RECORDED INFORMATION

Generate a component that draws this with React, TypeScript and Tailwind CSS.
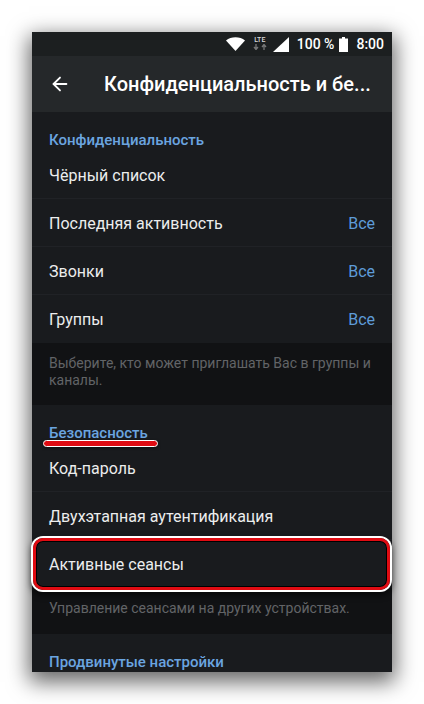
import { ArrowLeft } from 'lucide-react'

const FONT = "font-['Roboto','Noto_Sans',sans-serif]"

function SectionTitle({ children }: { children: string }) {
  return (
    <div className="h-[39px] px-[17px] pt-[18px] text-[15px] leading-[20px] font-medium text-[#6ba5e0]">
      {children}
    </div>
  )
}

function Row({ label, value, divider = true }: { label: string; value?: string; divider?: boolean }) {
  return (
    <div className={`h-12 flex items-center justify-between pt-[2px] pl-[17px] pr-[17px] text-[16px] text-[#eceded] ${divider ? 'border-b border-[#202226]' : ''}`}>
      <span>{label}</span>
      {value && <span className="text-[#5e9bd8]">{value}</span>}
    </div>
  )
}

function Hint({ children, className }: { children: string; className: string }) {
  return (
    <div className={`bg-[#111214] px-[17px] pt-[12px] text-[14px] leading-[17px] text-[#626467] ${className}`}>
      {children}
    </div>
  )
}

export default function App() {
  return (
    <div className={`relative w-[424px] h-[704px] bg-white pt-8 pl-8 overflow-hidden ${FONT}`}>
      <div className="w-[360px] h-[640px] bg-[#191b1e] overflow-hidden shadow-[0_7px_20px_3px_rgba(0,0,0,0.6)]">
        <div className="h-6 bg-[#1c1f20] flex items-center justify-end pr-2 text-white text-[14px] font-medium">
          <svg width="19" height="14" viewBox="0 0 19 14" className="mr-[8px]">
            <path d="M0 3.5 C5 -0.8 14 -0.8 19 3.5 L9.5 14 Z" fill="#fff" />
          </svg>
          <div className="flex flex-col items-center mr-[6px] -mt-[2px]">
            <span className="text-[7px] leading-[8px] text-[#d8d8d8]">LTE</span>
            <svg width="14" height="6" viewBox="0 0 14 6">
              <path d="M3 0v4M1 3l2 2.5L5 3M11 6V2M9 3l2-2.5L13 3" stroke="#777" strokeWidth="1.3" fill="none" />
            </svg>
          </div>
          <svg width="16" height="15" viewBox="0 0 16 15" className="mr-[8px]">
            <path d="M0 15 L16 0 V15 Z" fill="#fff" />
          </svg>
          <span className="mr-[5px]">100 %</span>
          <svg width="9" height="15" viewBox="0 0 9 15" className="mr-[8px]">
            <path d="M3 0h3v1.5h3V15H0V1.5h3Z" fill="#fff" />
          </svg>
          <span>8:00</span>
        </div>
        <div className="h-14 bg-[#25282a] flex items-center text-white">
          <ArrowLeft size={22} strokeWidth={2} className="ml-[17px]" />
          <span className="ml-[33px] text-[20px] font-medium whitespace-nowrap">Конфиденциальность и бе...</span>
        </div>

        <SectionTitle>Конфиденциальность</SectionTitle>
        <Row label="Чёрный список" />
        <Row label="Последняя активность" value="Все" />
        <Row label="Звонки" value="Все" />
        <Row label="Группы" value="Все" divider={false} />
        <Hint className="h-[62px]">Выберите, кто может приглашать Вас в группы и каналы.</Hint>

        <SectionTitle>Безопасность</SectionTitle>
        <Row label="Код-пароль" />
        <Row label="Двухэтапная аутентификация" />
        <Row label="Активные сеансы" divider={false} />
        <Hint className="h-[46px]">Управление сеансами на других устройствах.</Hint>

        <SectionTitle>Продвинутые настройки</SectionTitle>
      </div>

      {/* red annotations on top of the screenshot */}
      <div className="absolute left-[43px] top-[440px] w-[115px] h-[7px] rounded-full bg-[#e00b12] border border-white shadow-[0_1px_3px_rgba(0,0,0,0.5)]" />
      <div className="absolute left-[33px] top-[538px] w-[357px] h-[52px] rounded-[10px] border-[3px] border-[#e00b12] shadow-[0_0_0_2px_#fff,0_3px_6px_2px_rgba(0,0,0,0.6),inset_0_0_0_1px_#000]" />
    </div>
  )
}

TASK TO CARRY OUT
Reproduce the whole listing word for word, setting aside any pictures.

EXERCISE RESPONSE
Generate a component that draws this with React, TypeScript and Tailwind CSS.
import { ArrowLeft } from 'lucide-react'

const FONT = "font-['Roboto','Noto_Sans',sans-serif]"

function SectionTitle({ children }: { children: string }) {
  return (
    <div className="h-[39px] px-[17px] pt-[18px] text-[15px] leading-[20px] font-medium text-[#6ba5e0]">
      {children}
    </div>
  )
}

function Row({ label, value, divider = true }: { label: string; value?: string; divider?: boolean }) {
  return (
    <div className={`h-12 flex items-center justify-between pt-[2px] pl-[17px] pr-[17px] text-[16px] text-[#eceded] ${divider ? 'border-b border-[#202226]' : ''}`}>
      <span>{label}</span>
      {value && <span className="text-[#5e9bd8]">{value}</span>}
    </div>
  )
}

function Hint({ children, className }: { children: string; className: string }) {
  return (
    <div className={`bg-[#111214] px-[17px] pt-[12px] text-[14px] leading-[17px] text-[#626467] ${className}`}>
      {children}
    </div>
  )
}

export default function App() {
  return (
    <div className={`relative w-[424px] h-[704px] bg-white pt-8 pl-8 overflow-hidden ${FONT}`}>
      <div className="w-[360px] h-[640px] bg-[#191b1e] overflow-hidden shadow-[0_7px_20px_3px_rgba(0,0,0,0.6)]">
        <div className="h-6 bg-[#1c1f20] flex items-center justify-end pr-2 text-white text-[14px] font-medium">
          <svg width="19" height="14" viewBox="0 0 19 14" className="mr-[8px]">
            <path d="M0 3.5 C5 -0.8 14 -0.8 19 3.5 L9.5 14 Z" fill="#fff" />
          </svg>
          <div className="flex flex-col items-center mr-[6px] -mt-[2px]">
            <span className="text-[7px] leading-[8px] text-[#d8d8d8]">LTE</span>
            <svg width="14" height="6" viewBox="0 0 14 6">
              <path d="M3 0v4M1 3l2 2.5L5 3M11 6V2M9 3l2-2.5L13 3" stroke="#777" strokeWidth="1.3" fill="none" />
            </svg>
          </div>
          <svg width="16" height="15" viewBox="0 0 16 15" className="mr-[8px]">
            <path d="M0 15 L16 0 V15 Z" fill="#fff" />
          </svg>
          <span className="mr-[5px]">100 %</span>
          <svg width="9" height="15" viewBox="0 0 9 15" className="mr-[8px]">
            <path d="M3 0h3v1.5h3V15H0V1.5h3Z" fill="#fff" />
          </svg>
          <span>8:00</span>
        </div>
        <div className="h-14 bg-[#25282a] flex items-center text-white">
          <ArrowLeft size={22} strokeWidth={2} className="ml-[17px]" />
          <span className="ml-[33px] text-[20px] font-medium whitespace-nowrap">Конфиденциальность и бе...</span>
        </div>

        <SectionTitle>Конфиденциальность</SectionTitle>
        <Row label="Чёрный список" />
        <Row label="Последняя активность" value="Все" />
        <Row label="Звонки" value="Все" />
        <Row label="Группы" value="Все" divider={false} />
        <Hint className="h-[62px]">Выберите, кто может приглашать Вас в группы и каналы.</Hint>

        <SectionTitle>Безопасность</SectionTitle>
        <Row label="Код-пароль" />
        <Row label="Двухэтапная аутентификация" />
        <Row label="Активные сеансы" divider={false} />
        <Hint className="h-[46px]">Управление сеансами на других устройствах.</Hint>

        <SectionTitle>Продвинутые настройки</SectionTitle>
      </div>

      {/* red annotations on top of the screenshot */}
      <div className="absolute left-[43px] top-[440px] w-[115px] h-[7px] rounded-full bg-[#e00b12] border border-white shadow-[0_1px_3px_rgba(0,0,0,0.5)]" />
      <div className="absolute left-[33px] top-[538px] w-[357px] h-[52px] rounded-[10px] border-[3px] border-[#e00b12] shadow-[0_0_0_2px_#fff,0_3px_6px_2px_rgba(0,0,0,0.6),inset_0_0_0_1px_#000]" />
    </div>
  )
}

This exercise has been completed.